What to do ::
Output every line of the material exactly, omitting images.

-- Supplied information start --

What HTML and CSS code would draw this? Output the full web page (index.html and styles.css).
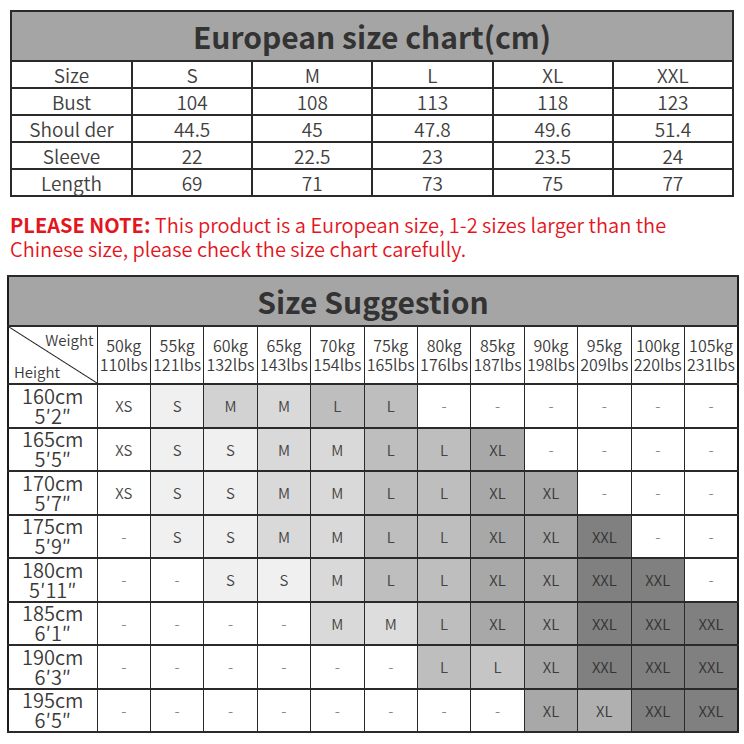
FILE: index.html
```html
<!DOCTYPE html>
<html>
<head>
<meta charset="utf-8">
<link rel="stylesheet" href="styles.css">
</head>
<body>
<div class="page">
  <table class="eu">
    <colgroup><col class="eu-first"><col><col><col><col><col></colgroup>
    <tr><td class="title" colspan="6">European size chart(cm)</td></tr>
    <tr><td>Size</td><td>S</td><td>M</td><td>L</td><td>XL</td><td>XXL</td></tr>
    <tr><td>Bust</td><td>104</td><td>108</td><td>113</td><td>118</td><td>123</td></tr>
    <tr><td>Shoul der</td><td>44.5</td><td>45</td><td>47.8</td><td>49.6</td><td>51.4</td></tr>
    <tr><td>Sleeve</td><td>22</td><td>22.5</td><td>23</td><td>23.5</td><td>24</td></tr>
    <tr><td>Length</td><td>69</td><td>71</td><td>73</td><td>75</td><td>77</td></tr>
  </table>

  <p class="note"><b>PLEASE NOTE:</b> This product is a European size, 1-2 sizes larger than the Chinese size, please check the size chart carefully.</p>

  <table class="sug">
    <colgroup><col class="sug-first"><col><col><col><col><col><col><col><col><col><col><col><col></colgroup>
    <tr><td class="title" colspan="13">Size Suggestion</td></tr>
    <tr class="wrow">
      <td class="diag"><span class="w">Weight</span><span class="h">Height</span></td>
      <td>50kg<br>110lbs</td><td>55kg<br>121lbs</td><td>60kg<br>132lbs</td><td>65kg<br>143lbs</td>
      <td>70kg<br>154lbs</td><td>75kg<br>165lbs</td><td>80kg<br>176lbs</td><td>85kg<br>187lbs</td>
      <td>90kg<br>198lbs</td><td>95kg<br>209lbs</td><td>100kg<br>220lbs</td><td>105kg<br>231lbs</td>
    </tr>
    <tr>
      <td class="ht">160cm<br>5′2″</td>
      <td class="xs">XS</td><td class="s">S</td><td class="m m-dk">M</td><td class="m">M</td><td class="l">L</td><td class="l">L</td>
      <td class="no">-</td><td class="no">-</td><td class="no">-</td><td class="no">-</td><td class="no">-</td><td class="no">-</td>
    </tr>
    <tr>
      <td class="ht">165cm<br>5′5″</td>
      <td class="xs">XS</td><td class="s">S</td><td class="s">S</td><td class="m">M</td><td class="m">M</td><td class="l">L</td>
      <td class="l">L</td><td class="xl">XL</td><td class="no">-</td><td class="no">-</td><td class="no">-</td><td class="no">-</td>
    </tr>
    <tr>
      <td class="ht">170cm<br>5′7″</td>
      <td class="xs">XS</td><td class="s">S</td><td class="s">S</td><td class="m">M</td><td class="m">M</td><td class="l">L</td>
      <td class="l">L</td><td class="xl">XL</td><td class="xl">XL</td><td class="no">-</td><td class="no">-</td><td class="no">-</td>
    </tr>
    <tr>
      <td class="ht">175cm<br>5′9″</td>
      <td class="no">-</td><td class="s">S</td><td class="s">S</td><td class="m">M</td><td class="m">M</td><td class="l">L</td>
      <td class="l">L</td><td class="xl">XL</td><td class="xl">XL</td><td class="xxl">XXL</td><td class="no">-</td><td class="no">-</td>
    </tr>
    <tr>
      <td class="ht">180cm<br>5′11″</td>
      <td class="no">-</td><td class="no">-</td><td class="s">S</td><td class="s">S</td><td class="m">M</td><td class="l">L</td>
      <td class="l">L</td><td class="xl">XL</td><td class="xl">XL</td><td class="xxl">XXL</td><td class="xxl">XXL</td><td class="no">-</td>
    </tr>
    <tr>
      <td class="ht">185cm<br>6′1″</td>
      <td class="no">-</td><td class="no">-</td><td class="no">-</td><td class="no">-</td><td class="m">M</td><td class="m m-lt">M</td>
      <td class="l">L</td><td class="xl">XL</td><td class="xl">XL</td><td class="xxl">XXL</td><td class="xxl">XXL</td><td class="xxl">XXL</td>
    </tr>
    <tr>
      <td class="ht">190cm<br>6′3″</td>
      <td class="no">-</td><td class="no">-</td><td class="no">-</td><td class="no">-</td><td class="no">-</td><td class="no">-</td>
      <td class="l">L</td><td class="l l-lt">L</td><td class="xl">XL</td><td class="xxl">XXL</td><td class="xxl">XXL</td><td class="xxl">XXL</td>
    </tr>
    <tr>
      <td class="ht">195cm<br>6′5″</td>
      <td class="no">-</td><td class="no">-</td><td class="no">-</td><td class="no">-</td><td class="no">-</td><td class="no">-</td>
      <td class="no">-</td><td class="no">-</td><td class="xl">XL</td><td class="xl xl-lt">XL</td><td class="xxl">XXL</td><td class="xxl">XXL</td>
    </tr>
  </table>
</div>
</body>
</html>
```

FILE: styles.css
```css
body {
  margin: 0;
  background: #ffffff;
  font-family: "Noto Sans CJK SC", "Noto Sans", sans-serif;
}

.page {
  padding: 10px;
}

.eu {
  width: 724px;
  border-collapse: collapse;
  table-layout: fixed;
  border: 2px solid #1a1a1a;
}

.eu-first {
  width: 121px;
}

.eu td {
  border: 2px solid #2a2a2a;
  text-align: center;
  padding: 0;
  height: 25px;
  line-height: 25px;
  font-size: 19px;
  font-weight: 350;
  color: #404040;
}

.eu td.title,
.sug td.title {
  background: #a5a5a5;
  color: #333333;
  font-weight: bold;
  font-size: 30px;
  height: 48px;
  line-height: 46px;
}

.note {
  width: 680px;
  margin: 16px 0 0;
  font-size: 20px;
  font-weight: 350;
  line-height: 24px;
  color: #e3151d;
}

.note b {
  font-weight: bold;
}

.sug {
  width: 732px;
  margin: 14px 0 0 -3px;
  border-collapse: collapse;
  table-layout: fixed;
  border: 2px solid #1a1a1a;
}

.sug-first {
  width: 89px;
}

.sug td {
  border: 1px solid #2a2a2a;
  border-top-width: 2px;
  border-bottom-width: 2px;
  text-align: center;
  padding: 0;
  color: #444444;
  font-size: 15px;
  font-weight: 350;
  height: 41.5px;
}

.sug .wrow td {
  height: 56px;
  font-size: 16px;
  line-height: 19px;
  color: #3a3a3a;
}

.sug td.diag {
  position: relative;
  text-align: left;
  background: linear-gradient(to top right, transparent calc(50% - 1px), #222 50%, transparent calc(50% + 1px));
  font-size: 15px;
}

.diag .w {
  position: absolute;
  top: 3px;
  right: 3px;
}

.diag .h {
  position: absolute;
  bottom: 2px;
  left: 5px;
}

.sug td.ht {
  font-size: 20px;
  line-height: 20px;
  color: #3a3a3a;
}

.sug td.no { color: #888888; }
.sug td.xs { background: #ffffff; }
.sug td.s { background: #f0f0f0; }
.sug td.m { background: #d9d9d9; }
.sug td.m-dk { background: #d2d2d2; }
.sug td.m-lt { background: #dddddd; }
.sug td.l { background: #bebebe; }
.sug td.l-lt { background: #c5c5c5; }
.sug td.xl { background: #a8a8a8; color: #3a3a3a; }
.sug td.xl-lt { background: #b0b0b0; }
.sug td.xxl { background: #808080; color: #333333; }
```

-- Supplied information end --

The response ::
What HTML and CSS code would draw this? Output the full web page (index.html and styles.css).
FILE: index.html
```html
<!DOCTYPE html>
<html>
<head>
<meta charset="utf-8">
<link rel="stylesheet" href="styles.css">
</head>
<body>
<div class="page">
  <table class="eu">
    <colgroup><col class="eu-first"><col><col><col><col><col></colgroup>
    <tr><td class="title" colspan="6">European size chart(cm)</td></tr>
    <tr><td>Size</td><td>S</td><td>M</td><td>L</td><td>XL</td><td>XXL</td></tr>
    <tr><td>Bust</td><td>104</td><td>108</td><td>113</td><td>118</td><td>123</td></tr>
    <tr><td>Shoul der</td><td>44.5</td><td>45</td><td>47.8</td><td>49.6</td><td>51.4</td></tr>
    <tr><td>Sleeve</td><td>22</td><td>22.5</td><td>23</td><td>23.5</td><td>24</td></tr>
    <tr><td>Length</td><td>69</td><td>71</td><td>73</td><td>75</td><td>77</td></tr>
  </table>

  <p class="note"><b>PLEASE NOTE:</b> This product is a European size, 1-2 sizes larger than the Chinese size, please check the size chart carefully.</p>

  <table class="sug">
    <colgroup><col class="sug-first"><col><col><col><col><col><col><col><col><col><col><col><col></colgroup>
    <tr><td class="title" colspan="13">Size Suggestion</td></tr>
    <tr class="wrow">
      <td class="diag"><span class="w">Weight</span><span class="h">Height</span></td>
      <td>50kg<br>110lbs</td><td>55kg<br>121lbs</td><td>60kg<br>132lbs</td><td>65kg<br>143lbs</td>
      <td>70kg<br>154lbs</td><td>75kg<br>165lbs</td><td>80kg<br>176lbs</td><td>85kg<br>187lbs</td>
      <td>90kg<br>198lbs</td><td>95kg<br>209lbs</td><td>100kg<br>220lbs</td><td>105kg<br>231lbs</td>
    </tr>
    <tr>
      <td class="ht">160cm<br>5′2″</td>
      <td class="xs">XS</td><td class="s">S</td><td class="m m-dk">M</td><td class="m">M</td><td class="l">L</td><td class="l">L</td>
      <td class="no">-</td><td class="no">-</td><td class="no">-</td><td class="no">-</td><td class="no">-</td><td class="no">-</td>
    </tr>
    <tr>
      <td class="ht">165cm<br>5′5″</td>
      <td class="xs">XS</td><td class="s">S</td><td class="s">S</td><td class="m">M</td><td class="m">M</td><td class="l">L</td>
      <td class="l">L</td><td class="xl">XL</td><td class="no">-</td><td class="no">-</td><td class="no">-</td><td class="no">-</td>
    </tr>
    <tr>
      <td class="ht">170cm<br>5′7″</td>
      <td class="xs">XS</td><td class="s">S</td><td class="s">S</td><td class="m">M</td><td class="m">M</td><td class="l">L</td>
      <td class="l">L</td><td class="xl">XL</td><td class="xl">XL</td><td class="no">-</td><td class="no">-</td><td class="no">-</td>
    </tr>
    <tr>
      <td class="ht">175cm<br>5′9″</td>
      <td class="no">-</td><td class="s">S</td><td class="s">S</td><td class="m">M</td><td class="m">M</td><td class="l">L</td>
      <td class="l">L</td><td class="xl">XL</td><td class="xl">XL</td><td class="xxl">XXL</td><td class="no">-</td><td class="no">-</td>
    </tr>
    <tr>
      <td class="ht">180cm<br>5′11″</td>
      <td class="no">-</td><td class="no">-</td><td class="s">S</td><td class="s">S</td><td class="m">M</td><td class="l">L</td>
      <td class="l">L</td><td class="xl">XL</td><td class="xl">XL</td><td class="xxl">XXL</td><td class="xxl">XXL</td><td class="no">-</td>
    </tr>
    <tr>
      <td class="ht">185cm<br>6′1″</td>
      <td class="no">-</td><td class="no">-</td><td class="no">-</td><td class="no">-</td><td class="m">M</td><td class="m m-lt">M</td>
      <td class="l">L</td><td class="xl">XL</td><td class="xl">XL</td><td class="xxl">XXL</td><td class="xxl">XXL</td><td class="xxl">XXL</td>
    </tr>
    <tr>
      <td class="ht">190cm<br>6′3″</td>
      <td class="no">-</td><td class="no">-</td><td class="no">-</td><td class="no">-</td><td class="no">-</td><td class="no">-</td>
      <td class="l">L</td><td class="l l-lt">L</td><td class="xl">XL</td><td class="xxl">XXL</td><td class="xxl">XXL</td><td class="xxl">XXL</td>
    </tr>
    <tr>
      <td class="ht">195cm<br>6′5″</td>
      <td class="no">-</td><td class="no">-</td><td class="no">-</td><td class="no">-</td><td class="no">-</td><td class="no">-</td>
      <td class="no">-</td><td class="no">-</td><td class="xl">XL</td><td class="xl xl-lt">XL</td><td class="xxl">XXL</td><td class="xxl">XXL</td>
    </tr>
  </table>
</div>
</body>
</html>
```

FILE: styles.css
```css
body {
  margin: 0;
  background: #ffffff;
  font-family: "Noto Sans CJK SC", "Noto Sans", sans-serif;
}

.page {
  padding: 10px;
}

.eu {
  width: 724px;
  border-collapse: collapse;
  table-layout: fixed;
  border: 2px solid #1a1a1a;
}

.eu-first {
  width: 121px;
}

.eu td {
  border: 2px solid #2a2a2a;
  text-align: center;
  padding: 0;
  height: 25px;
  line-height: 25px;
  font-size: 19px;
  font-weight: 350;
  color: #404040;
}

.eu td.title,
.sug td.title {
  background: #a5a5a5;
  color: #333333;
  font-weight: bold;
  font-size: 30px;
  height: 48px;
  line-height: 46px;
}

.note {
  width: 680px;
  margin: 16px 0 0;
  font-size: 20px;
  font-weight: 350;
  line-height: 24px;
  color: #e3151d;
}

.note b {
  font-weight: bold;
}

.sug {
  width: 732px;
  margin: 14px 0 0 -3px;
  border-collapse: collapse;
  table-layout: fixed;
  border: 2px solid #1a1a1a;
}

.sug-first {
  width: 89px;
}

.sug td {
  border: 1px solid #2a2a2a;
  border-top-width: 2px;
  border-bottom-width: 2px;
  text-align: center;
  padding: 0;
  color: #444444;
  font-size: 15px;
  font-weight: 350;
  height: 41.5px;
}

.sug .wrow td {
  height: 56px;
  font-size: 16px;
  line-height: 19px;
  color: #3a3a3a;
}

.sug td.diag {
  position: relative;
  text-align: left;
  background: linear-gradient(to top right, transparent calc(50% - 1px), #222 50%, transparent calc(50% + 1px));
  font-size: 15px;
}

.diag .w {
  position: absolute;
  top: 3px;
  right: 3px;
}

.diag .h {
  position: absolute;
  bottom: 2px;
  left: 5px;
}

.sug td.ht {
  font-size: 20px;
  line-height: 20px;
  color: #3a3a3a;
}

.sug td.no { color: #888888; }
.sug td.xs { background: #ffffff; }
.sug td.s { background: #f0f0f0; }
.sug td.m { background: #d9d9d9; }
.sug td.m-dk { background: #d2d2d2; }
.sug td.m-lt { background: #dddddd; }
.sug td.l { background: #bebebe; }
.sug td.l-lt { background: #c5c5c5; }
.sug td.xl { background: #a8a8a8; color: #3a3a3a; }
.sug td.xl-lt { background: #b0b0b0; }
.sug td.xxl { background: #808080; color: #333333; }
```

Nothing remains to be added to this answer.